November 22, 2024

To bask in the reflected glow of Eddie Butler’s talents was enough for us

eddie butler #eddiebutler

“Greetings, Roberto.” Even when Eddie was just saying hello every word flowed more smoothly when he spoke – or wrote – them. And whether he was chatting with his colleagues in the press box, or delivering those impossibly brilliant, mellifluous television voiceovers, you wanted to hear more. Which, of course, is exactly how we all feel right now.

It is scant consolation that the bard of Monmouthshire packed so much into his 65 years. Rugby player, storyteller, commentator, novelist, linguist … there was almost nothing he could not do when he put his mind to it. Not many have ever captained their country at rugby union, been a British & Irish Lion and then become a renowned broadcaster, rugby correspondent and fiction writer as well. Simply to bask in the reflected glow of his multiple talents was enough for the rest of us.

He was invariably modest with it, though, and unfailingly generous even to those of us who had not played for Pontypool in an era when men were men and visiting sides finished a distant second. Those “Pooler” sides were formidably hard-nosed and “Educated Edward” or “Bamber” as they called him (he had studied at Cambridge University) was not selected by accident.

If and when his eyes started to glitter, maybe after a couple of drinks or if someone was in danger of taking excessive liberties, the old steely edge could momentarily re‑emerge.

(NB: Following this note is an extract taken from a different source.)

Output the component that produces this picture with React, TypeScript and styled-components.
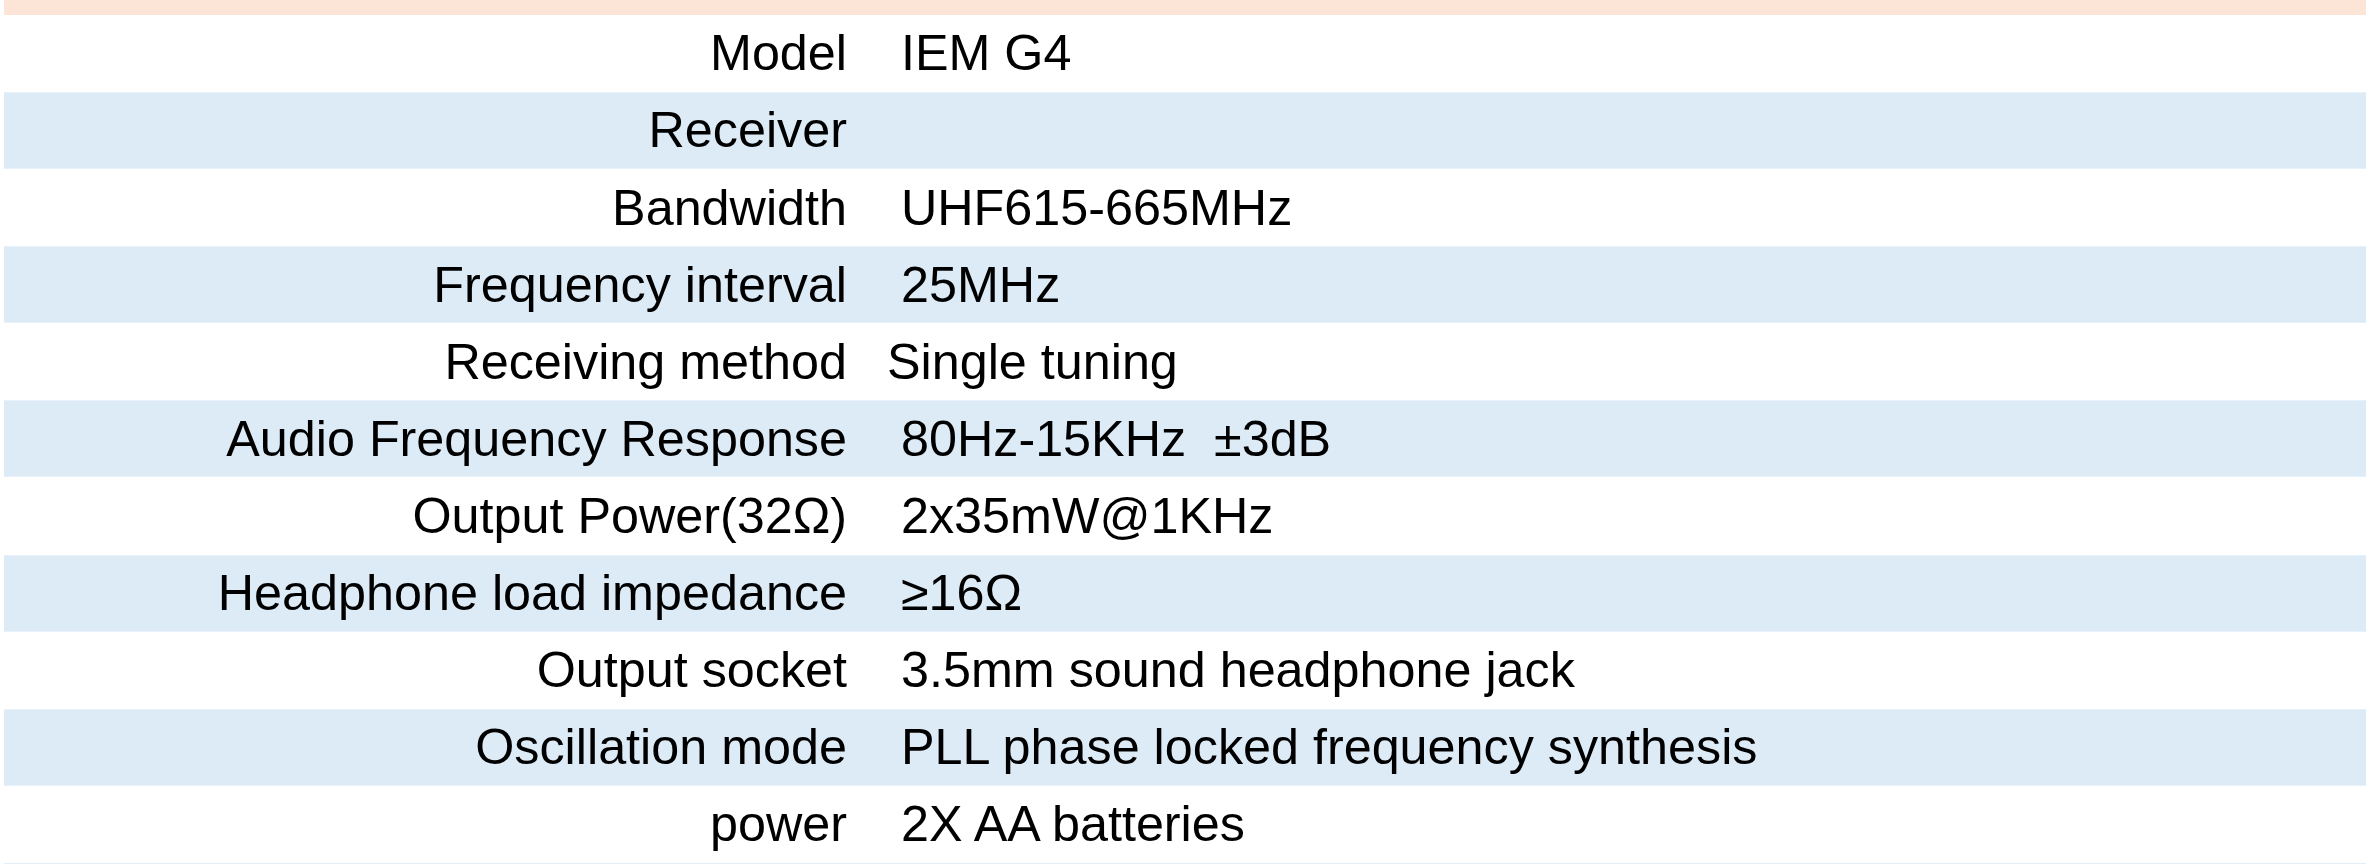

It was all part and parcel of a multidimensional life. He grew up between the Usk and the Wye rivers but one grandfather was a steelworker in Scunthorpe and his father was a research manager at the nylon factory in Pontypool. Sometimes he and other “Pooler” players would train on Sunday mornings on the old tramways above Blaenavon and “change with the canaries in their cages” in the shower rooms of Big Pit, which was then still a working mine.

Playing for Pontypool also taught him plenty, not least an appreciation of what unflinching forward play looked and felt like. If there was a soundtrack to those Pontypool Park years it was generally the tinkling noise of metal stud on bone. “We did lose rather a lot of games,” Eddie used to say. “Not on the scoreboard necessarily. We were just struck off other clubs’ fixture lists.”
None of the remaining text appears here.